A water transport system across the mantle transition zone beneath western North America as imaged by electrical conductivity data

Abstract

Abstract The stability field of hydrous phases carried by subducting slabs regulates water transport along the subduction pathway. The ultimate vertical distribution of this water at different depths in Earth’s mantle is governed by the thermal state of the slab. A warm slab is considered to lose water mainly in the upper mantle. However, whether a warm slab can carry water into the lower mantle (LM) is uncertain because of the scarcity of geophysical observations. We report an electrical conductivity model of the mantle transition zone (MTZ) and uppermost LM beneath North America to confirm the water-transporting ability of a warm slab. A high-conductivity anomaly was identified beneath the western United States. The LM portion of this anomaly is interpreted as a hydrous region containing rehydrated stishovite, whereas the lower MTZ portion of the anomaly is ascribed to the presence of water (~0.8 wt%) released by the hydrous stishovite.
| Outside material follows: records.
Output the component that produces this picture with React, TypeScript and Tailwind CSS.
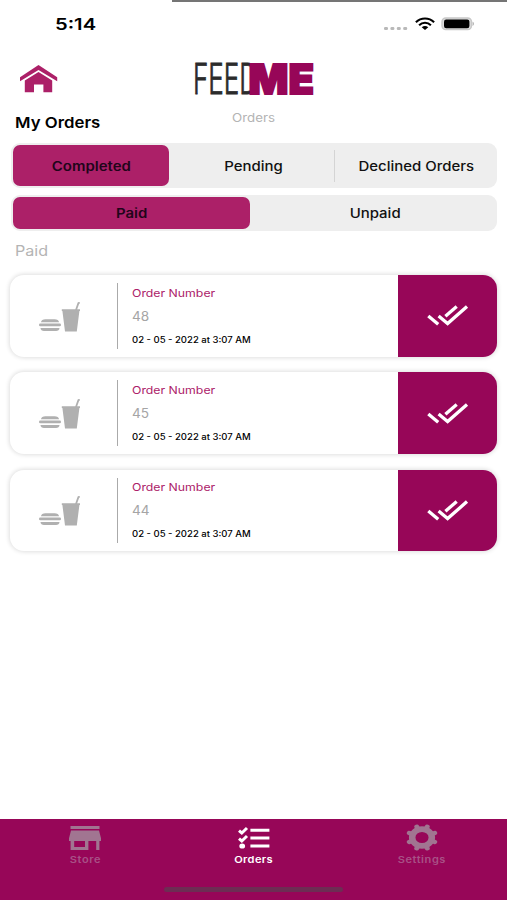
import React from 'react';
import clsx from 'clsx';

const orders = [
  { id: 1, number: '48', date: '02 - 05 - 2022 at 3:07 AM' },
  { id: 2, number: '45', date: '02 - 05 - 2022 at 3:07 AM' },
  { id: 3, number: '44', date: '02 - 05 - 2022 at 3:07 AM' },
];

interface LabelProps {
  className?: string;
  children: React.ReactNode;
}

// Text is set slightly expanded everywhere in the app
const Label: React.FC<LabelProps> = ({ className, children }) => (
  <span className={clsx('block w-fit whitespace-nowrap', className)}>{children}</span>
);

const StatusBar = () => (
  <div className="h-12 shrink-0 flex flex-col">
    <div className="h-[2px] ml-[172px] bg-[#757575]" />
    <div className="flex items-start justify-between pl-[55px] pr-[32px] pt-[12px]">
      <Label className="text-[16px] leading-[20px] font-semibold origin-left scale-x-[1.26]">5:14</Label>
      <div className="flex items-center pt-[2px]">
        <svg width="24" height="6" viewBox="0 0 24 6" className="mt-[10px]" fill="#b9b9b9">
          <rect x="0" y="1" width="4" height="3" rx="1.3" />
          <rect x="6.4" y="1" width="4" height="3" rx="1.3" />
          <rect x="12.8" y="1" width="4" height="3" rx="1.3" />
          <rect x="19.2" y="1" width="4" height="3" rx="1.3" />
        </svg>
        <svg width="20" height="14" viewBox="0 0 20 14" className="ml-[7px]" fill="none" stroke="#000" strokeWidth="2.1">
          <path d="M0.9 5.2C6 0.2 14 0.2 19.1 5.2" />
          <path d="M4.1 8.2C7.5 4.9 12.5 4.9 15.9 8.2" />
          <path d="M6.7 10.2C8.7 8.6 11.3 8.6 13.3 10.2L10 13Z" fill="#000" stroke="none" />
        </svg>
        <svg width="34" height="14" viewBox="0 0 34 14" className="ml-[6px]">
          <rect x="1" y="1" width="29.5" height="11.6" rx="3.8" fill="#dcdcdc" stroke="#c8c8c8" strokeWidth="1.4" />
          <rect x="3" y="2.6" width="25.4" height="8.6" rx="2.2" fill="#000" />
          <path d="M31.6 4.8c1.7.5 1.7 3.6 0 4.1z" fill="#aaa" />
        </svg>
      </div>
    </div>
  </div>
);

const HomeIcon = () => (
  <svg width="38" height="28" viewBox="0 0 38 28" fill="#ac2068">
    <path d="M18.5 0 37.2 12.2V16.2L18.5 4.9 0 16.2V12.2Z" />
    <path d="M18.5 7 32.2 15.6V27.2H23.4V19.4H14V27.2H4.8V15.6Z" />
  </svg>
);

const Logo = () => (
  <svg width="122" height="36" viewBox="0 0 122 36" className="overflow-visible">
    <text x="0" y="33.3" fontFamily="Inter, sans-serif" fontSize="42" fontWeight="300" fill="#2b2b2b" stroke="#2b2b2b" strokeWidth="0.9" textLength="65" lengthAdjust="spacingAndGlyphs">FEED</text>
    <text x="55.5" y="32.8" fontFamily="Inter, sans-serif" fontSize="41.5" fontWeight="900" fill="#970658" stroke="#970658" strokeWidth="1.9" textLength="65.5" lengthAdjust="spacingAndGlyphs">ME</text>
  </svg>
);

const Header = () => (
  <div className="h-[95px] shrink-0 grid grid-cols-[1fr_122px_1fr]">
    <div className="flex flex-col pl-[15px] pt-[17px]">
      <div className="pl-[5px] h-[28px]"><HomeIcon /></div>
      <Label className="mt-[20px] text-[15px] leading-[20px] font-semibold text-black origin-left scale-x-[1.12]">My Orders</Label>
    </div>
    <div className="flex flex-col items-center pt-[13px]">
      <Logo />
      <Label className="mt-[13px] text-[11.5px] leading-[16px] text-[#b4b4b4] scale-x-[1.16]">Orders</Label>
    </div>
    <div />
  </div>
);

const Tabs = () => (
  <div className="pl-[11px] pr-[10px] shrink-0">
    <div className="h-[45px] rounded-[9px] bg-[#eeeeee] flex items-center p-[2px]">
      <div className="w-[156px] h-[41px] rounded-[7px] bg-[#ac2068] flex items-center justify-center pt-[2px]">
        <Label className="text-[13px] font-semibold text-[#21051a] scale-x-[1.15]">Completed</Label>
      </div>
      <div className="w-[166px] h-[32px] border-r border-[#d4d4d4] flex items-center justify-center pt-[2px]">
        <Label className="ml-[3px] text-[13px] font-medium text-[#111] scale-x-[1.15]">Pending</Label>
      </div>
      <div className="flex-1 flex items-center justify-center pt-[2px]">
        <Label className="ml-[3px] text-[13px] font-medium text-[#111] scale-x-[1.15]">Declined Orders</Label>
      </div>
    </div>
    <div className="mt-[7px] h-[36px] rounded-[9px] bg-[#eeeeee] flex items-center p-[2px]">
      <div className="w-[237px] h-[32px] rounded-[7px] bg-[#ac2068] flex items-center justify-center pt-[2px]">
        <Label className="text-[13px] font-semibold text-[#21051a] scale-x-[1.15]">Paid</Label>
      </div>
      <div className="flex-1 flex items-center justify-center pt-[2px]">
        <Label className="ml-[5px] text-[13px] font-medium text-[#111] scale-x-[1.15]">Unpaid</Label>
      </div>
    </div>
  </div>
);

const MealIcon = () => (
  <svg width="42" height="31" viewBox="0 0 42 31" fill="#b0b0b0">
    <path d="M2 20.2C2 18.2 4 17.2 6.5 17.2H15.5C18 17.2 20 18.2 20 20.2Z" />
    <rect x="0" y="21.6" width="22" height="2.7" rx="1.3" />
    <path d="M1.5 26H20.5C20.5 28 19 29 17 29H5C3 29 1.5 28 1.5 26Z" />
    <path d="M22.8 7.2H41V9H40.4L37.8 29.4H26L23.4 9H22.8Z" />
    <path d="M37 8 39.4 1.2 40.7 .4" fill="none" stroke="#b0b0b0" strokeWidth="1.8" />
  </svg>
);

const DoubleCheckIcon = () => (
  <svg width="42" height="22" viewBox="0 0 42 22" fill="none" stroke="#fff" strokeWidth="3.3">
    <path d="M1.3 11 11.2 19.3" />
    <path d="M11.6 11 20.6 18.6 40 1.6" />
    <path d="M18.4 11.2 29.7 1.6" />
  </svg>
);

const OrderCard: React.FC<{ number: string; date: string }> = ({ number, date }) => (
  <div className="h-[81.5px] rounded-[14px] bg-white overflow-hidden flex shadow-[0_0_4px_1px_rgba(0,0,0,0.13)]">
    <div className="w-[107px] flex items-center pl-[29px] pt-[3px]">
      <MealIcon />
    </div>
    <div className="my-[8px] w-px bg-[#aaaaaa]" />
    <div className="flex-1 pl-[14px] pt-[11.6px]">
      <Label className="text-[10.5px] leading-[14px] text-[#ac2068] origin-left scale-x-[1.17]">Order Number</Label>
      <Label className="mt-[8px] text-[12.5px] leading-[16px] text-[#a5a5a5] origin-left scale-x-[1.09]">{number}</Label>
      <Label className="mt-[9px] text-[8.5px] leading-[12px] font-medium text-black origin-left scale-x-[1.12]">{date}</Label>
    </div>
    <div className="w-[99px] bg-[#970658] flex items-center justify-center pt-px">
      <DoubleCheckIcon />
    </div>
  </div>
);

const StoreIcon = () => (
  <svg width="32" height="25" viewBox="0 0 32 25" fill="#a17591">
    <path d="M1.5 0H30.5V3H1.5Z" />
    <path fillRule="evenodd" d="M2 4.6H30L32 12.2V15H30.4V24H27.2V15H19.4V24H1.6V15H0V12.2ZM5.2 15V21H16V15Z" />
  </svg>
);

const OrdersIcon = () => (
  <svg width="32" height="24" viewBox="0 0 32 24" fill="none" stroke="#fff" strokeWidth="3">
    <path d="M1 4.6 3.8 7 9 2" />
    <path d="M1 12.6 3.8 15 9 10" />
    <path d="M12.4 4.3H31.4M12.4 12.1H31.4M12.4 20H31.4" />
    <ellipse cx="4.2" cy="20" rx="2.9" ry="2.6" fill="#fff" stroke="none" />
  </svg>
);

const SettingsIcon = () => (
  <svg width="32" height="27" viewBox="-16 -13.5 32 27" fill="none" stroke="#a17591">
    <g transform="scale(1.17 1)">
      <circle r="8.4" strokeWidth="5.6" />
      <path d="M9.2 3.8 10.9 4.5M9.2-3.8 10.9-4.5M-9.2 3.8-10.9 4.5M-9.2-3.8-10.9-4.5M3.8 9.2 4.5 10.9M3.8-9.2 4.5-10.9M-3.8 9.2-4.5 10.9M-3.8-9.2-4.5-10.9" strokeWidth="4.2" strokeLinecap="round" />
    </g>
  </svg>
);

const BottomNav = () => (
  <div className="h-[81px] shrink-0 bg-[#970658] flex flex-col">
    <div className="grid grid-cols-3 h-[66px]">
      <div className="flex flex-col items-center pt-[7px]">
        <StoreIcon />
        <Label className="mt-[2px] ml-px text-[9.5px] leading-[14px] font-semibold text-[#a85186] tracking-[0.5px] scale-x-[1.16]">Store</Label>
      </div>
      <div className="flex flex-col items-center pt-[7px]">
        <OrdersIcon />
        <Label className="mt-[3px] text-[9.5px] leading-[14px] font-semibold text-white tracking-[0.3px] scale-x-[1.17]">Orders</Label>
      </div>
      <div className="flex flex-col items-center pt-[5px] pr-[2px]">
        <SettingsIcon />
        <Label className="mt-[2px] text-[9.5px] leading-[14px] font-semibold text-[#a85186] tracking-[0.5px] scale-x-[1.16]">Settings</Label>
      </div>
    </div>
    <div className="mt-[2px] mx-auto w-[179px] h-[5px] rounded-full bg-[#6d2d53]" />
  </div>
);

export default function App() {
  return (
    <div className="w-[507px] h-[900px] bg-white overflow-hidden flex flex-col font-['Inter',sans-serif]">
      <StatusBar />
      <Header />
      <Tabs />
      <Label className="ml-[15px] mt-[10px] text-[14px] leading-[20px] text-[#b4b4b4] origin-left scale-x-[1.15]">Paid</Label>
      <div className="flex-1 mt-[14px] px-[10px] flex flex-col gap-[15.75px]">
        {orders.map((order) => (
          <OrderCard key={order.id} number={order.number} date={order.date} />
        ))}
      </div>
      <BottomNav />
    </div>
  );
}
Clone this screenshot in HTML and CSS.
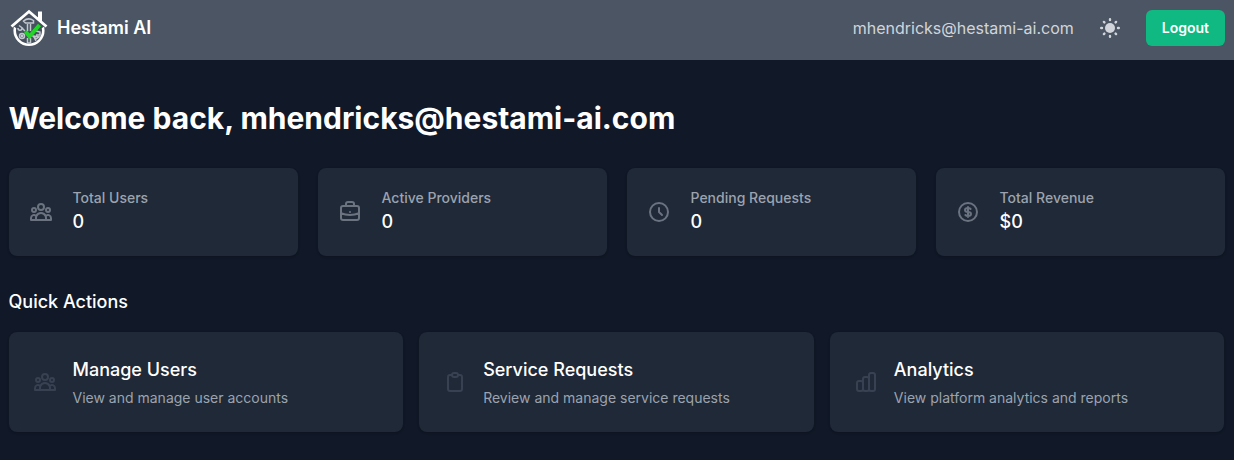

We speculate that warm slabs, such as the Farallon slab, can cause the breakdown of large amounts of dense hydrous magnesium silicates, releasing water mainly into the upper mantle. This water rehydrates stishovite when percolating through the slab, enabling the slab to continue to transport water into the LM. The identified high-conductivity anomaly, together with previously recognized electrical features in the upper mantle, demonstrates the existence of a trans-MTZ water transport system associated with the warm subduction of the Farallon slab.